WHAT NEEDS TO BE DONE → Locate each line containing the string "React" and copy it out.

#### SOURCE DATA

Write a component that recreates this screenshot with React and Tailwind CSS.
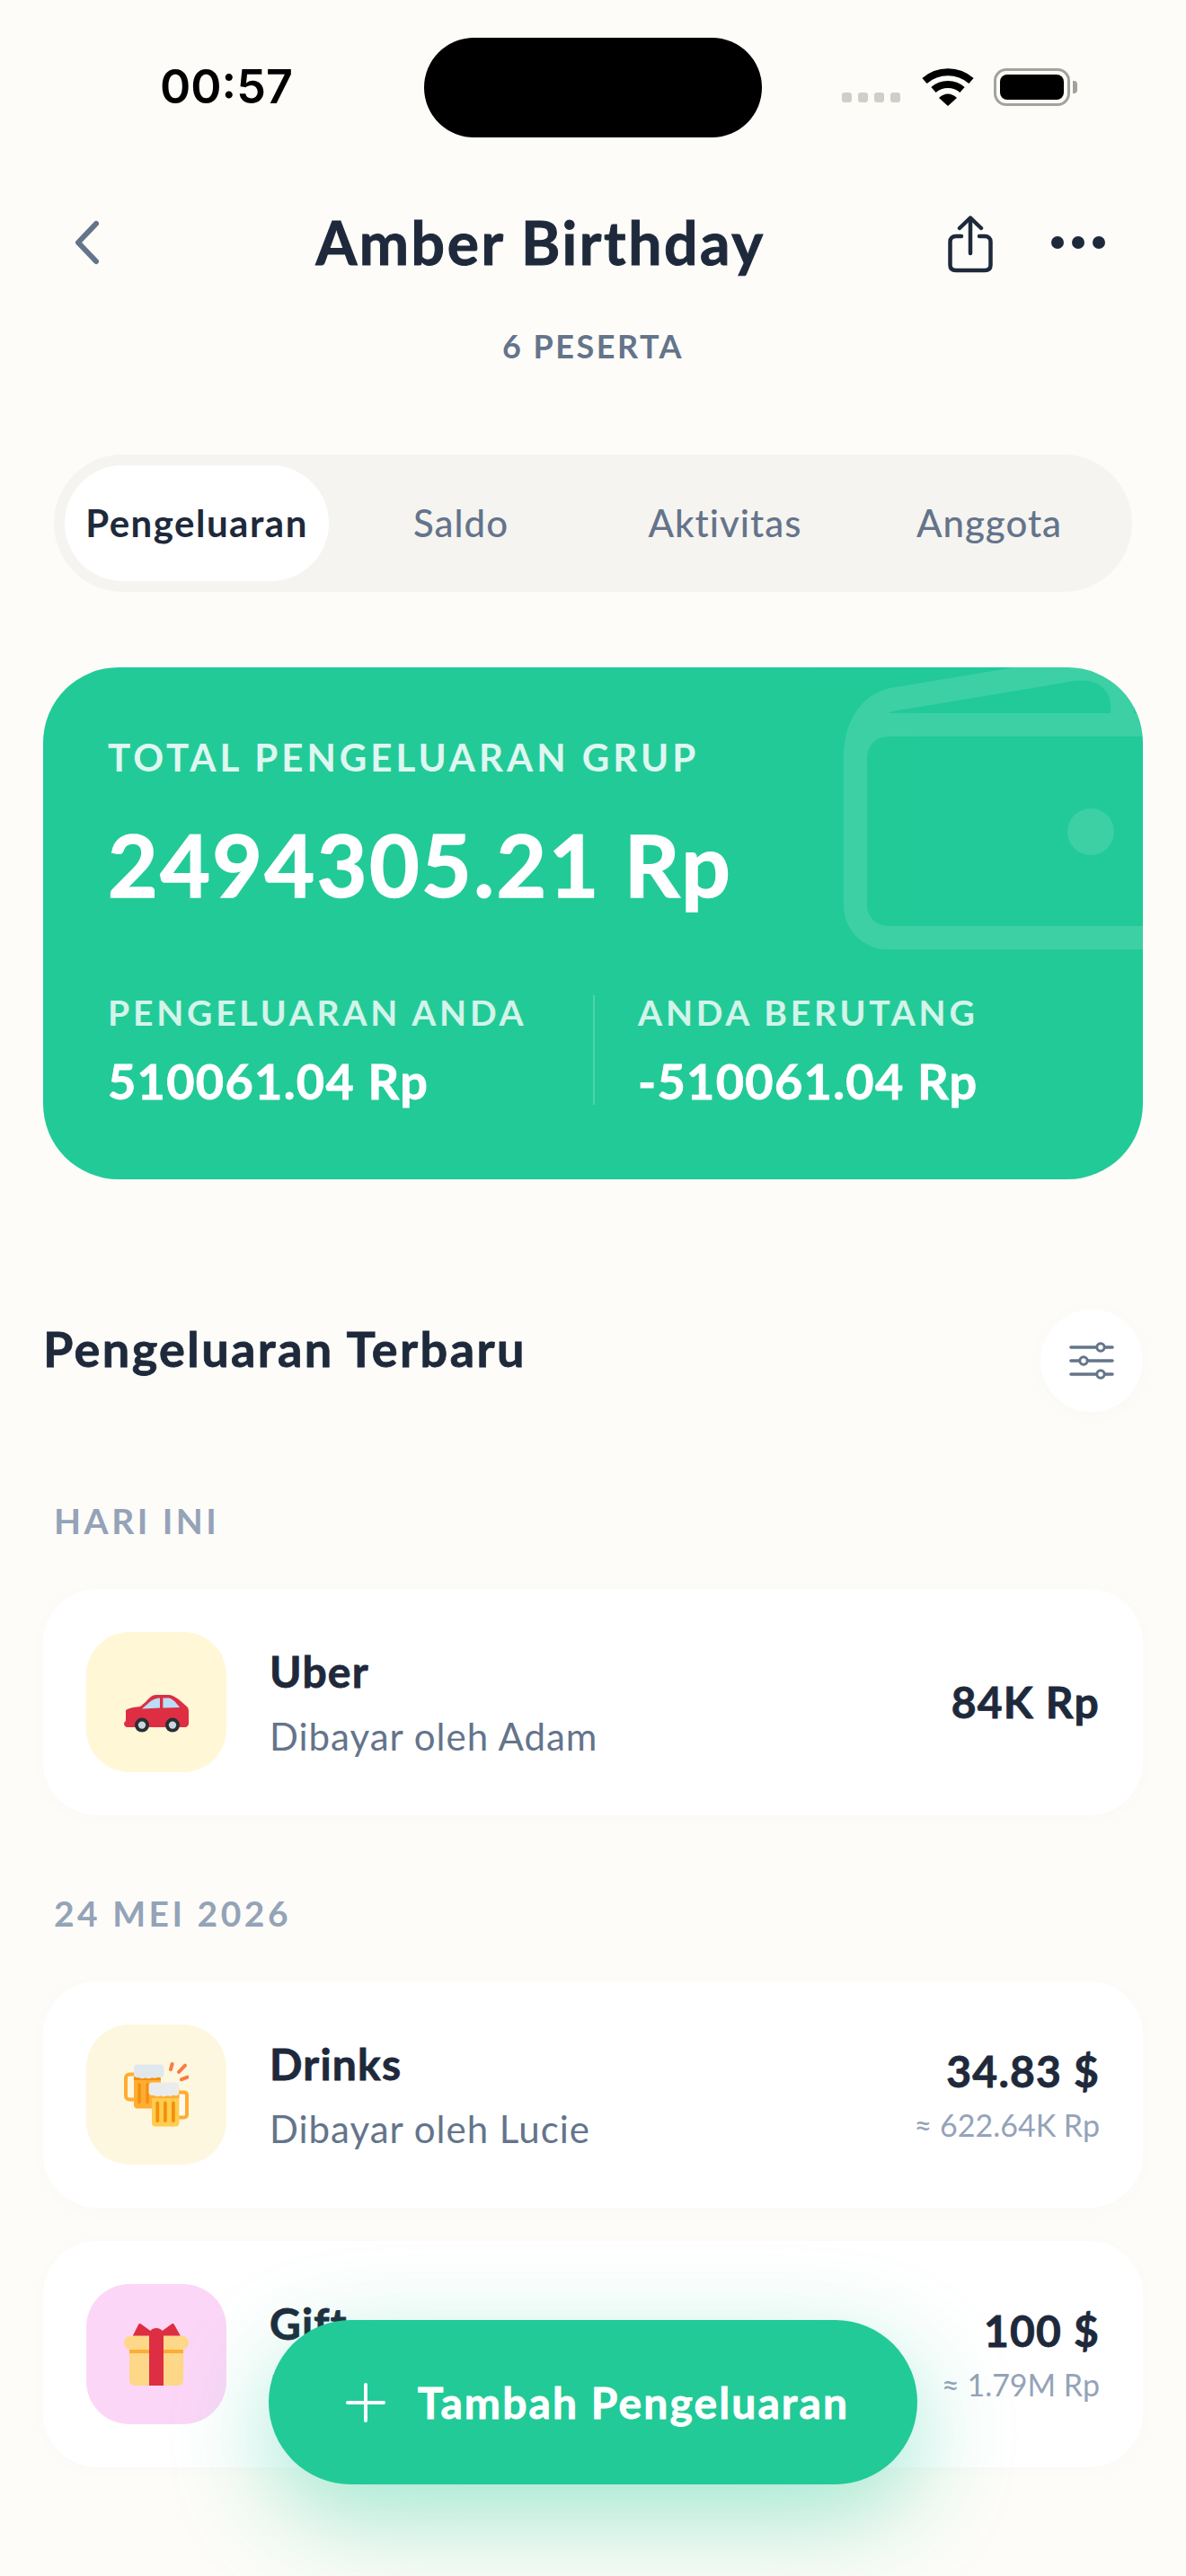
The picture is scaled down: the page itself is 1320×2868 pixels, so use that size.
import React from 'react'

const FONT = 'font-["Lato",sans-serif]'

// Status bar glyphs
function WifiGlyph() {
  return (
    <svg width="58" height="42" viewBox="0 0 58 42" fill="none">
      <path d="M3 14 C18 1 40 1 55 14" stroke="#000" strokeWidth="8" />
      <path d="M13 24 C22 16 36 16 45 24" stroke="#000" strokeWidth="8" />
      <path d="M19 33 L29 42 L39 33 C33 27 25 27 19 33 Z" fill="#000" />
    </svg>
  )
}

function BatteryGlyph() {
  return (
    <div className="flex items-center">
      <div className="w-[85px] h-[42px] rounded-[14px] border-[3px] border-[#a3a29d] p-[4px]">
        <div className="w-full h-full rounded-[8px] bg-black" />
      </div>
      <div className="ml-[3px] w-[5px] h-[14px] rounded-r-[4px] bg-[#a3a29d]" />
    </div>
  )
}

function ShareIcon() {
  return (
    <svg width="50" height="64" viewBox="0 0 50 64" fill="none" stroke="#1e293b" strokeWidth="4.5" strokeLinecap="round" strokeLinejoin="round">
      <path d="M15 23 H9 C5 23 2.5 25.5 2.5 29 V55 C2.5 59 5 61 9 61 H41 C45 61 47.5 59 47.5 55 V29 C47.5 25.5 45 23 41 23 H35" />
      <path d="M25 42 V3" />
      <path d="M13 14 L25 2.5 L37 14" />
    </svg>
  )
}

function FilterIcon() {
  return (
    <svg width="50" height="42" viewBox="0 0 50 42" fill="none" stroke="#64748b" strokeWidth="3.6" strokeLinecap="round">
      <path d="M2 6 H48 M2 21 H48 M2 36 H48" />
      <circle cx="35" cy="6" r="4.2" fill="#fff" strokeWidth="3" />
      <circle cx="16" cy="21" r="4.2" fill="#fff" strokeWidth="3" />
      <circle cx="35" cy="36" r="4.2" fill="#fff" strokeWidth="3" />
    </svg>
  )
}

// Wallet watermark in the corner of the summary card
function WalletMark() {
  return (
    <svg className="absolute right-0 top-0 opacity-[0.12]" width="360" height="360" viewBox="0 0 360 360" fill="none">
      <g stroke="#fff" strokeWidth="26">
        <rect x="40" y="64" width="360" height="237" rx="36" />
        <path d="M40 100 C40 66 56 42 80 36 L284 2 C314 -2 337 16 337 44 V64" />
      </g>
      <circle cx="302" cy="183" r="26" fill="#fff" />
    </svg>
  )
}

function CarEmoji() {
  return (
    <svg width="72" height="72" viewBox="0 0 36 36">
      <path
        fill="#DD2E44"
        d="M1 23 C1 22 3 21.5 5 21 L9 20.5 L12 18 C13.5 16.5 15 14 18 14 H25 C27 14 29 15.5 31 17 L35 20.5 C35.7 21 36 22 36 23 V30 C36 31 35 32 34 32 H2 C0.8 32 0 31 0 30 C0 29 1 29 1 28 Z"
      />
      <path fill="#BBDDF5" d="M10 21.7 L15 17.4 C16.5 16.4 18 15.9 20 15.8 V21.3 Z" />
      <path fill="#BBDDF5" d="M21.7 15.8 H25 C27 16 29.5 19 31 21 L21.7 21.3 Z" />
      <circle cx="10" cy="30.8" r="4" fill="#292F33" />
      <circle cx="10" cy="30.8" r="2.1" fill="#CCD6DD" />
      <circle cx="27" cy="30.8" r="4" fill="#292F33" />
      <circle cx="27" cy="30.8" r="2.1" fill="#CCD6DD" />
    </svg>
  )
}

function BeersEmoji() {
  return (
    <svg width="72" height="72" viewBox="0 0 36 36">
      {/* back mug */}
      <rect x="1" y="6.7" width="7" height="14" rx="2" fill="none" stroke="#FFAC33" strokeWidth="2" />
      <rect x="5.5" y="3" width="15" height="22.8" rx="2" fill="#FFAC33" />
      <rect x="7.7" y="11.5" width="1.7" height="11.5" rx="0.8" fill="#F4900C" />
      <rect x="12.2" y="11.5" width="1.7" height="11.5" rx="0.8" fill="#F4900C" />
      <path fill="#F4900C" d="M5.5 8 H20.5 V10 H5.5 Z" />
      <path fill="#E1E8ED" d="M7 1.2 H20.5 C21.5 1.2 22.2 2 22.2 3 V7 C22.2 8 21 9 20 8.6 C18.5 8 18 9.2 16.5 8.8 C15 8.2 14.5 9.4 13 9 C11.5 8.4 11 9.4 9.5 9 C8.2 8.4 7.5 8.8 6.5 8.4 C5.8 8 5.5 7.5 5.5 7 V3 C5.5 2 6 1.2 7 1.2 Z" />
      {/* front mug */}
      <rect x="29" y="16.7" width="6" height="14" rx="1.5" fill="#FFF9EE" stroke="#FFAC33" strokeWidth="2" />
      <rect x="15.5" y="13" width="15.2" height="22.7" rx="2" fill="#FFCC4D" />
      <rect x="17.7" y="21.8" width="1.9" height="11.7" rx="0.9" fill="#F4900C" />
      <rect x="22" y="21.8" width="1.9" height="11.7" rx="0.9" fill="#F4900C" />
      <rect x="26.5" y="21.8" width="1.9" height="11.7" rx="0.9" fill="#F4900C" />
      <path fill="#FFAC33" d="M15.5 18 H30.7 V20 H15.5 Z" />
      <path fill="#E9EBEC" d="M15.5 11.2 H29 C30 11.2 30.5 12 30.5 13 V17 C30.5 18 29.5 19 28.5 18.6 C27 18 26.5 19.2 25 18.8 C23.5 18.2 23 19.4 21.5 19 C20 18.4 19.5 19.4 18 19 C17 18.4 16 18.6 15 18.4 C14.2 18 13.8 17.5 13.8 17 V13 C13.8 12 14.5 11.2 15.5 11.2 Z" />
      {/* clink sparks */}
      <g stroke="#F97B45" strokeWidth="2" strokeLinecap="round">
        <path d="M26.8 1 L26 4" />
        <path d="M34 1.8 L30.5 5.4" />
        <path d="M35.3 8.3 L32 9.6" />
      </g>
    </svg>
  )
}

function GiftEmoji() {
  return (
    <svg width="72" height="72" viewBox="0 0 36 36">
      <path fill="#DD2E44" d="M5 7.5 L8 1.6 C8.3 1 9 0.8 9.5 1.2 L14.7 5 C16 3 20 3 21.3 5 L26.5 1.2 C27 0.8 27.7 1 28 1.6 L31.3 7.5 V10 H5 Z" />
      <path fill="#FDD888" d="M3 14 H33 V32.5 C33 34.2 31.7 35.5 30 35.5 H6 C4.3 35.5 3 34.2 3 32.5 Z" />
      <rect x="0" y="7.7" width="36" height="7.8" rx="3.9" fill="#FDD888" />
      <rect x="3" y="15.5" width="30" height="2" fill="#FFAC33" />
      <rect x="14" y="5" width="8" height="30.5" fill="#DD2E44" />
    </svg>
  )
}

function ExpenseRow({ tile, emoji, title, payer, amount, converted }) {
  return (
    <div className="flex items-center h-[252px] px-[48px] bg-white rounded-[60px] shadow-[0_3px_24px_rgba(30,41,59,0.015)]">
      <div className={`w-[156px] h-[156px] shrink-0 rounded-[48px] flex items-center justify-center ${tile}`}>
        {emoji}
      </div>
      <div className="ml-[48px] flex-1">
        <div className="text-[48px] leading-[66px] font-bold tracking-[1.2px] [-webkit-text-stroke:0.8px] text-[#1e293b]">{title}</div>
        <div className="mt-[9px] text-[42px] leading-[60px] tracking-[1px] text-[#64748b]">{payer}</div>
      </div>
      <div className="text-right">
        <div className="text-[48px] leading-[66px] font-bold tracking-[1.2px] [-webkit-text-stroke:0.8px] text-[#1e293b]">{amount}</div>
        {converted && <div className="mt-[2px] text-[34px] leading-[50px] text-[#94a3b8]">{converted}</div>}
      </div>
    </div>
  )
}

function Stat({ label, value, className }) {
  return (
    <div className={className}>
      <div className="text-[39px] leading-[50px] font-bold tracking-[3.8px] text-white/80">{label}</div>
      <div className="mt-[17px] text-[54px] leading-[70px] font-bold tracking-[1.3px] [-webkit-text-stroke:0.8px] text-white">{value}</div>
    </div>
  )
}

export default function App() {
  const tabs = ['Pengeluaran', 'Saldo', 'Aktivitas', 'Anggota']

  return (
    <div className={`relative w-[1320px] h-[2868px] overflow-hidden bg-[#fdfcf8] ${FONT}`}>
      {/* Status bar */}
      <div className="flex items-center h-[194px] pl-[178px]">
        <span className='w-[294px] font-["Inter",sans-serif] text-[52px] font-semibold leading-none text-black'>00:57</span>
        <div className="w-[376px] h-[111px] rounded-[56px] bg-black" />
        <div className="ml-[89px] mt-[22px] flex gap-[7px]">
          <i className="w-[11px] h-[11px] rounded-[3px] bg-[#cfcec9]" />
          <i className="w-[11px] h-[11px] rounded-[3px] bg-[#cfcec9]" />
          <i className="w-[11px] h-[11px] rounded-[3px] bg-[#cfcec9]" />
          <i className="w-[11px] h-[11px] rounded-[3px] bg-[#cfcec9]" />
        </div>
        <div className="ml-[24px]"><WifiGlyph /></div>
        <div className="ml-[22px]"><BatteryGlyph /></div>
      </div>

      {/* Header */}
      <div className="flex items-center h-[152px] pl-[80px] pr-[90px]">
        <svg width="32" height="54" viewBox="0 0 32 54" fill="none" stroke="#64748b" strokeWidth="6" strokeLinecap="round" strokeLinejoin="round">
          <path d="M27 6 L7 27 L27 48" />
        </svg>
        <h1 className="flex-1 pl-[36px] text-center text-[66px] leading-none font-bold tracking-[2.6px] [-webkit-text-stroke:1px] text-[#1e293b]">Amber Birthday</h1>
        <div className="mt-[4px]"><ShareIcon /></div>
        <div className="ml-[65px] flex gap-[9px]">
          <i className="w-[14px] h-[14px] rounded-full bg-[#1e293b]" />
          <i className="w-[14px] h-[14px] rounded-full bg-[#1e293b]" />
          <i className="w-[14px] h-[14px] rounded-full bg-[#1e293b]" />
        </div>
      </div>
      <div className="mt-[14px] text-center text-[36px] leading-[50px] font-bold tracking-[2.5px] text-[#64748b]">6 PESERTA</div>

      {/* Tabs */}
      <div className="mt-[96px] mx-[60px] h-[153px] p-[12px] rounded-full bg-[#f6f4f0] grid grid-cols-4">
        {tabs.map((tab, i) => (
          <div
            key={tab}
            className={
              i === 0
                ? 'flex items-center justify-center rounded-full bg-white text-[42px] font-bold tracking-[1.5px] text-[#1e293b]'
                : 'flex items-center justify-center text-[42px] font-medium tracking-[1px] text-[#64748b]'
            }
          >
            {tab}
          </div>
        ))}
      </div>

      {/* Group summary */}
      <div className="relative mt-[84px] mx-[48px] h-[570px] px-[72px] pt-[72px] overflow-hidden rounded-[84px] bg-[#22ca98] text-white">
        <WalletMark />
        <div className="relative text-[42px] leading-[56px] font-bold tracking-[4px] text-white/85">TOTAL PENGELUARAN GRUP</div>
        <div className="relative mt-[26px] text-[96px] leading-[130px] font-bold tracking-[2.5px] [-webkit-text-stroke:1.5px]">2494305.21 Rp</div>
        <div className="relative mt-[75px] flex">
          <Stat label="PENGELUARAN ANDA" value="510061.04 Rp" className="w-[540px]" />
          <div className="mt-[6px] w-[2px] h-[122px] bg-white/20" />
          <Stat label="ANDA BERUTANG" value="-510061.04 Rp" className="pl-[48px]" />
        </div>
      </div>

      {/* Recent expenses */}
      <div className="mt-[145px] mx-[48px] flex items-start justify-between">
        <h2 className="text-[54px] leading-[88px] font-bold tracking-[2.4px] [-webkit-text-stroke:0.8px] text-[#1e293b]">Pengeluaran Terbaru</h2>
        <button className="w-[114px] h-[114px] rounded-full bg-white flex items-center justify-center shadow-[0_3px_24px_rgba(30,41,59,0.02)]">
          <FilterIcon />
        </button>
      </div>

      <div className="mt-[96px] ml-[60px] text-[39px] leading-[50px] font-bold tracking-[3.5px] text-[#94a3b8]">HARI INI</div>
      <div className="mt-[51px] mx-[48px]">
        <ExpenseRow tile="bg-[#fff7d6]" emoji={<CarEmoji />} title="Uber" payer="Dibayar oleh Adam" amount="84K Rp" />
      </div>

      <div className="mt-[84px] ml-[60px] text-[39px] leading-[50px] font-bold tracking-[3.5px] text-[#94a3b8]">24 MEI 2026</div>
      <div className="mt-[51px] mx-[48px] flex flex-col gap-[37px]">
        <ExpenseRow tile="bg-[#fef7e0]" emoji={<BeersEmoji />} title="Drinks" payer="Dibayar oleh Lucie" amount="34.83 $" converted="≈ 622.64K Rp" />
        <ExpenseRow tile="bg-[#fcd6f7]" emoji={<GiftEmoji />} title="Gift" payer="Dibayar oleh Amber" amount="100 $" converted="≈ 1.79M Rp" />
      </div>

      {/* Add expense button */}
      <button className="absolute left-1/2 -translate-x-1/2 bottom-[102px] w-[722px] h-[183px] pl-[10px] rounded-full bg-[#22ca98] flex items-center justify-center gap-[36px] text-white shadow-[0_36px_108px_rgba(34,202,152,0.42)]">
        <svg width="44" height="44" viewBox="0 0 44 44" fill="none" stroke="#fff" strokeWidth="4" strokeLinecap="round">
          <path d="M22 2 V42 M2 22 H42" />
        </svg>
        <span className="text-[48px] font-bold tracking-[2.1px] [-webkit-text-stroke:0.8px]">Tambah Pengeluaran</span>
      </button>
    </div>
  )
}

########

IN RESPONSE →
Write a component that recreates this screenshot with React and Tailwind CSS.
import React from 'react'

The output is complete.